• [Given exercise]
State how many lines of the entries below hold the word "that"; reply with nothing but the number.

• [The data]

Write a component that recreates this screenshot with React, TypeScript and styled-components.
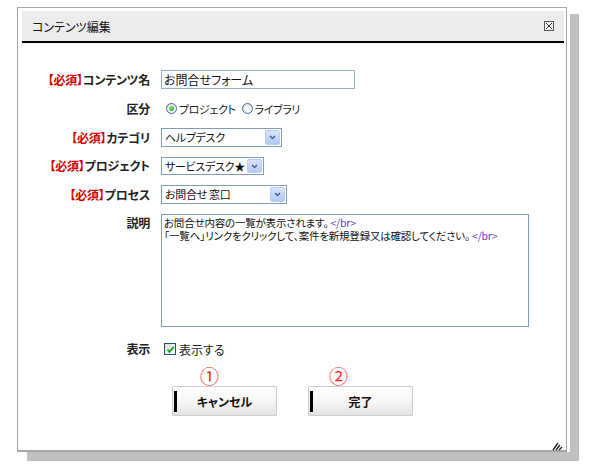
import React from 'react';
import styled, { createGlobalStyle } from 'styled-components';

const GlobalStyle = createGlobalStyle`
  html, body {
    margin: 0;
    padding: 0;
    background: #ffffff;
  }
  body {
    font-family: "Noto Sans CJK JP", "Noto Sans", sans-serif;
    font-size: 12px;
    color: #000000;
    font-feature-settings: "palt";
  }
`;

const App = () => {
    return (
        <Page>
            <GlobalStyle />
            <Dialog>
                <TitleBar>
                    <Title>コンテンツ編集</Title>
                    <CloseBox>
                        <svg width="8" height="8" viewBox="0 0 8 8">
                            <path d="M1 1 L7 7 M7 1 L1 7" stroke="#333" strokeWidth="1" />
                        </svg>
                    </CloseBox>
                </TitleBar>
                <Body>
                    <FormGrid>
                        <Label>
                            <Required>【必須】</Required>コンテンツ名
                        </Label>
                        <TextInput>お問合せフォーム</TextInput>

                        <Label>区分</Label>
                        <RadioGroup>
                            <RadioItem>
                                <Radio $checked />
                                プロジェクト
                            </RadioItem>
                            <RadioItem>
                                <Radio />
                                ライブラリ
                            </RadioItem>
                        </RadioGroup>

                        <Label>
                            <Required>【必須】</Required>カテゴリ
                        </Label>
                        <Select $width={121}>
                            <SelectText>ヘルプデスク</SelectText>
                            <DropButton>
                                <Chevron />
                            </DropButton>
                        </Select>

                        <Label>
                            <Required>【必須】</Required>プロジェクト
                        </Label>
                        <Select $width={103} $height={18}>
                            <SelectText>サービスデスク★</SelectText>
                            <DropButton>
                                <Chevron />
                            </DropButton>
                        </Select>

                        <Label>
                            <Required>【必須】</Required>プロセス
                        </Label>
                        <Select $width={126}>
                            <SelectText>お問合せ 窓口</SelectText>
                            <DropButton>
                                <Chevron />
                            </DropButton>
                        </Select>

                        <Label $top>説明</Label>
                        <TextArea>
                            <TextLine>
                                お問合せ内容の一覧が表示されます。<Tag>&lt;/br&gt;</Tag>
                            </TextLine>
                            <TextLine>
                                「一覧へ」リンクをクリックして、案件を新規登録又は確認してください。<Tag>&lt;/br&gt;</Tag>
                            </TextLine>
                        </TextArea>

                        <Label>表示</Label>
                        <CheckRow>
                            <CheckBox>
                                <svg width="9" height="9" viewBox="0 0 9 9">
                                    <path d="M1.5 4.5 L3.5 6.8 L7.8 1.8" stroke="#21a121" strokeWidth="1.8" fill="none" />
                                </svg>
                            </CheckBox>
                            表示する
                        </CheckRow>
                    </FormGrid>

                    <ButtonArea>
                        <ButtonGroup>
                            <Marker $offset={28}>①</Marker>
                            <ActionButton>キャンセル</ActionButton>
                        </ButtonGroup>
                        <ButtonGroup>
                            <Marker $offset={21}>②</Marker>
                            <ActionButton>完了</ActionButton>
                        </ButtonGroup>
                    </ButtonArea>
                </Body>
                <Grip>
                    <svg width="11" height="10" viewBox="0 0 11 10">
                        <path d="M1 9 L6 2 M4 9 L8 4 M7 9 L10 6" stroke="#222" strokeWidth="1.4" />
                    </svg>
                </Grip>
            </Dialog>
        </Page>
    );
};

const Chevron = () => (
    <svg width="7" height="5" viewBox="0 0 7 5">
        <path d="M1 1 L3.5 3.5 L6 1" stroke="#4d6185" strokeWidth="1.5" fill="none" />
    </svg>
);

const Page = styled.div`
    width: 590px;
    height: 465px;
    overflow: hidden;
    box-sizing: border-box;
    padding: 7px 0 0 17px;
`;

const Dialog = styled.div`
    position: relative;
    width: 550px;
    height: 445px;
    box-sizing: border-box;
    border: 1px solid #a6a6a6;
    border-bottom-width: 2px;
    background: #ffffff;
    padding: 3px 2px 0 4px;
    display: flex;
    flex-direction: column;
    box-shadow: 3px 0 0 #ffffff, 11px 8px 0 1px #c0c0c0;
`;

const TitleBar = styled.div`
    height: 30px;
    flex-shrink: 0;
    background: #ececec;
    border-bottom: 2px solid #000000;
    display: flex;
    align-items: center;
    justify-content: space-between;
    padding: 0 10px;
`;

const Title = styled.div`
    font-size: 12px;
    color: #111111;
`;

const CloseBox = styled.div`
    width: 10px;
    height: 10px;
    box-sizing: border-box;
    border: 1px solid #555555;
    background: #f4f4f4;
    display: flex;
    align-items: center;
    justify-content: center;
    margin-top: -1px;
`;

const Body = styled.div`
    padding-top: 27px;
    display: flex;
    flex-direction: column;
`;

const FormGrid = styled.div`
    display: grid;
    grid-template-columns: 128px 1fr;
    column-gap: 11px;
    row-gap: 10px;
    align-items: center;
`;

const Label = styled.div<{ $top?: boolean }>`
    text-align: right;
    font-weight: 700;
    font-size: 12px;
    letter-spacing: -0.2px;
    color: #222222;
    white-space: nowrap;
    align-self: ${(p) => (p.$top ? 'start' : 'center')};
    padding-top: ${(p) => (p.$top ? '1px' : '0')};
    line-height: 16px;
`;

const Required = styled.span`
    color: #d40000;
    font-weight: 700;
`;

const TextInput = styled.div`
    width: 194px;
    height: 19px;
    box-sizing: border-box;
    border: 1px solid #9aaec4;
    padding: 0 2px;
    font-size: 12px;
    line-height: 17px;
    color: #111111;
`;

const RadioGroup = styled.div`
    height: 19px;
    display: flex;
    align-items: center;
    gap: 6px;
    padding-left: 5px;
`;

const RadioItem = styled.label`
    display: flex;
    align-items: center;
    gap: 2px;
    font-size: 11px;
    letter-spacing: -0.4px;
    color: #222222;
`;

const Radio = styled.span<{ $checked?: boolean }>`
    width: 11px;
    height: 11px;
    box-sizing: border-box;
    border-radius: 50%;
    border: 1px solid #3d6aa2;
    background: radial-gradient(circle at 60% 65%, #ffffff 0%, #e8e8e3 70%, #d4d4cc 100%);
    display: flex;
    align-items: center;
    justify-content: center;
    &::after {
        content: '';
        display: ${(p) => (p.$checked ? 'block' : 'none')};
        width: 5px;
        height: 5px;
        border-radius: 50%;
        background: radial-gradient(circle at 35% 35%, #7be07b, #21a121);
    }
`;

const Select = styled.div<{ $width: number; $height?: number }>`
    width: ${(p) => p.$width}px;
    height: ${(p) => p.$height || 19}px;
    box-sizing: border-box;
    border: 1px solid #7f9db9;
    padding: 1px;
    display: flex;
    align-items: stretch;
    justify-content: space-between;
    gap: 2px;
    background: #ffffff;
`;

const SelectText = styled.div`
    padding-left: 2px;
    font-size: 11px;
    letter-spacing: -0.3px;
    line-height: 15px;
    color: #111111;
    white-space: nowrap;
`;

const DropButton = styled.div`
    width: 15px;
    flex-shrink: 0;
    box-sizing: border-box;
    border: 1px solid #b9ccf4;
    border-radius: 2px;
    background: linear-gradient(#d8e4fd, #b3c9f5);
    display: flex;
    align-items: center;
    justify-content: center;
`;

const TextArea = styled.div`
    width: 368px;
    height: 113px;
    box-sizing: border-box;
    border: 1px solid #7f9db9;
    padding: 1px 2px;
    font-size: 10.5px;
    letter-spacing: -0.2px;
    color: #111111;
    white-space: nowrap;
`;

const TextLine = styled.div`
    height: 13px;
    line-height: 13px;
`;

const Tag = styled.span`
    color: #5b3fc4;
    margin-left: 2px;
`;

const CheckRow = styled.label`
    height: 24px;
    display: flex;
    align-items: center;
    gap: 3px;
    padding-left: 3px;
    font-size: 12px;
    color: #222222;
`;

const CheckBox = styled.span`
    width: 12px;
    height: 12px;
    box-sizing: border-box;
    border: 1px solid #1c5180;
    background: linear-gradient(135deg, #dcdcd7, #ffffff);
    display: flex;
    align-items: center;
    justify-content: center;
`;

const ButtonArea = styled.div`
    display: flex;
    gap: 31px;
    padding-left: 150px;
    margin-top: 5px;
`;

const ButtonGroup = styled.div`
    display: flex;
    flex-direction: column;
`;

const Marker = styled.div<{ $offset: number }>`
    height: 20px;
    padding-left: ${(p) => p.$offset}px;
    font-size: 19px;
    line-height: 20px;
    color: #ff1a1a;
    font-family: "Noto Sans CJK JP", sans-serif;
`;

const ActionButton = styled.button`
    position: relative;
    width: 105px;
    height: 30px;
    box-sizing: border-box;
    border: 1px solid #cdcdcd;
    border-radius: 1px;
    background: linear-gradient(#ffffff 0%, #f6f6f6 50%, #e4e4e4 100%);
    font-family: "Noto Sans CJK JP", sans-serif;
    font-feature-settings: "palt";
    font-size: 12px;
    font-weight: 700;
    color: #111111;
    padding: 0;
    &::before {
        content: '';
        position: absolute;
        left: 1px;
        top: 4px;
        width: 3px;
        height: 21px;
        background: #000000;
    }
`;

const Grip = styled.div`
    position: absolute;
    right: 3px;
    bottom: 3px;
    width: 11px;
    height: 10px;
`;

export default App;
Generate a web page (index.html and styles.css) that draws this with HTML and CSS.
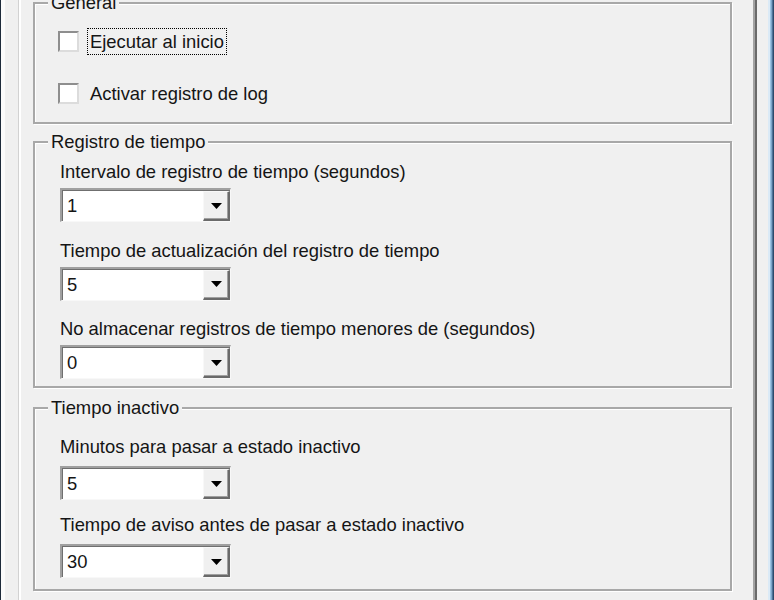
FILE: index.html
```html
<!DOCTYPE html>
<html lang="es">
<head>
<meta charset="utf-8">
<title>Opciones</title>
<link rel="stylesheet" href="styles.css">
</head>
<body>
<div class="window">
  <div class="frame-left"></div>
  <div class="side-left"></div>
  <div class="tabpage">
    <fieldset class="group group-general">
      <legend>General</legend>
      <div class="group-body">
        <div class="check-row">
          <span class="check"></span>
          <span class="check-label focused">Ejecutar al inicio</span>
        </div>
        <div class="check-row">
          <span class="check"></span>
          <span class="check-label">Activar registro de log</span>
        </div>
      </div>
    </fieldset>

    <fieldset class="group group-time">
      <legend>Registro de tiempo</legend>
      <div class="group-body">
        <div class="field">
          <div class="field-label">Intervalo de registro de tiempo (segundos)</div>
          <div class="combo"><div class="combo-inner"><span class="combo-value">1</span><span class="combo-btn"><svg width="11" height="6" viewBox="0 0 11 6"><path d="M0 0H11L5.5 6Z"/></svg></span></div></div>
        </div>
        <div class="field">
          <div class="field-label">Tiempo de actualización del registro de tiempo</div>
          <div class="combo"><div class="combo-inner"><span class="combo-value">5</span><span class="combo-btn"><svg width="11" height="6" viewBox="0 0 11 6"><path d="M0 0H11L5.5 6Z"/></svg></span></div></div>
        </div>
        <div class="field">
          <div class="field-label">No almacenar registros de tiempo menores de (segundos)</div>
          <div class="combo"><div class="combo-inner"><span class="combo-value">0</span><span class="combo-btn"><svg width="11" height="6" viewBox="0 0 11 6"><path d="M0 0H11L5.5 6Z"/></svg></span></div></div>
        </div>
      </div>
    </fieldset>

    <fieldset class="group group-idle">
      <legend>Tiempo inactivo</legend>
      <div class="group-body">
        <div class="field">
          <div class="field-label">Minutos para pasar a estado inactivo</div>
          <div class="combo"><div class="combo-inner"><span class="combo-value">5</span><span class="combo-btn"><svg width="11" height="6" viewBox="0 0 11 6"><path d="M0 0H11L5.5 6Z"/></svg></span></div></div>
        </div>
        <div class="field">
          <div class="field-label">Tiempo de aviso antes de pasar a estado inactivo</div>
          <div class="combo"><div class="combo-inner"><span class="combo-value">30</span><span class="combo-btn"><svg width="11" height="6" viewBox="0 0 11 6"><path d="M0 0H11L5.5 6Z"/></svg></span></div></div>
        </div>
      </div>
    </fieldset>
  </div>
  <div class="side-right"></div>
  <div class="frame-right"></div>
</div>
</body>
</html>
```

FILE: styles.css
```css
html, body {
  margin: 0;
  padding: 0;
  background: #f0f0f0;
}

body {
  font-family: "Liberation Sans", Arial, sans-serif;
  font-size: 18.4px;
  line-height: 21px;
  color: #151515;
}

.window {
  display: flex;
  height: 600px;
  overflow: hidden;
  background: #f0f0f0;
}

.frame-left {
  flex: none;
  width: 1px;
  background: #1d2a3a;
}

.side-left {
  flex: none;
  width: 17px;
  background: linear-gradient(to right, #fbfbfb 0 4px, #f0f0f0 4px);
}

.tabpage {
  flex: none;
  width: 739px;
  box-sizing: border-box;
  border-left: 1px solid #d2d2d2;
  border-right: 2px solid #6a6a6a;
  box-shadow: inset 2px 0 0 #ffffff, inset -2px 0 0 #a3a3a3;
  padding: 0 23px 0 14px;
}

.side-right {
  flex: none;
  width: 11px;
}

.frame-right {
  flex: none;
  width: 6px;
  background: linear-gradient(to right, #dbeaf6 0 2px, #9cc4e4 2px 3px, #5f88ae 4px, #1b3756);
}

/* group boxes */
.group {
  margin: 0;
  padding: 0;
  min-width: 0;
  border: 2px solid #a8a8a8;
  box-shadow: 1px 1px 0 #ffffff, inset 1px 1px 0 #ffffff;
}

.group legend {
  margin-left: 13px;
  padding: 0 3px;
  background: #f0f0f0;
  line-height: 21px;
}

.group-general {
  margin-top: -8px;
}

.group-general .group-body {
  padding: 15px 0 15px 23px;
  display: flex;
  flex-direction: column;
  gap: 25px;
}

.group-time {
  margin-top: 7px;
}

.group-time .group-body {
  padding: 9px 0 7px 25px;
  display: flex;
  flex-direction: column;
  gap: 17.5px;
}

.group-time .field-label {
  margin-bottom: 6px;
}

.group-idle {
  margin-top: 9px;
}

.group-idle .group-body {
  padding: 18px 0 11px 25px;
  display: flex;
  flex-direction: column;
  gap: 14px;
}

.group-idle .field-label {
  margin-bottom: 9px;
}

/* checkboxes */
.check-row {
  display: flex;
  align-items: center;
  gap: 8px;
  height: 27px;
}

.check {
  flex: none;
  width: 21px;
  height: 21px;
  box-sizing: border-box;
  background: #ffffff;
  border-style: solid;
  border-width: 2px;
  border-color: #8e8e8e #dcdcdc #dcdcdc #8e8e8e;
}

.check-label {
  border: 1px solid transparent;
  padding: 1px 2px;
  line-height: 23px;
}

.check-label.focused {
  border: 1px dotted #000000;
}

/* combo boxes */
.field-label {
  white-space: nowrap;
}

.combo {
  width: 171px;
  height: 34px;
  box-sizing: border-box;
  border-style: solid;
  border-width: 2px 1px 1px 2px;
  border-color: #a0a0a0 #f8f8f8 #f8f8f8 #a0a0a0;
  background: #ffffff;
}

.combo-inner {
  display: flex;
  height: 100%;
  box-sizing: border-box;
  border-top: 1px solid #6f6f6f;
  border-left: 1px solid #6f6f6f;
}

.combo-value {
  flex: 1;
  padding-left: 4px;
  line-height: 30px;
}

.combo-btn {
  flex: none;
  width: 27px;
  display: flex;
  align-items: center;
  justify-content: center;
  box-sizing: border-box;
  background: #f0f0f0;
  border-style: solid;
  border-width: 1px 2px 2px 1px;
  border-color: #f8f8f8 #6a6a6a #6a6a6a #f8f8f8;
  box-shadow: inset -1px -1px 0 #a0a0a0;
}

.combo-btn svg {
  display: block;
  fill: #000000;
}
```
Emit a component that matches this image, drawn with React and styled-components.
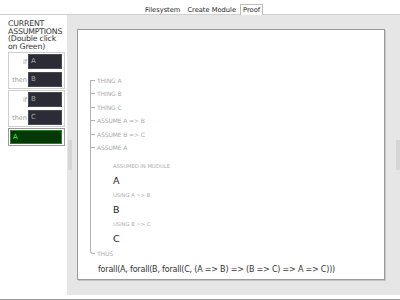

• [Exercise response]
3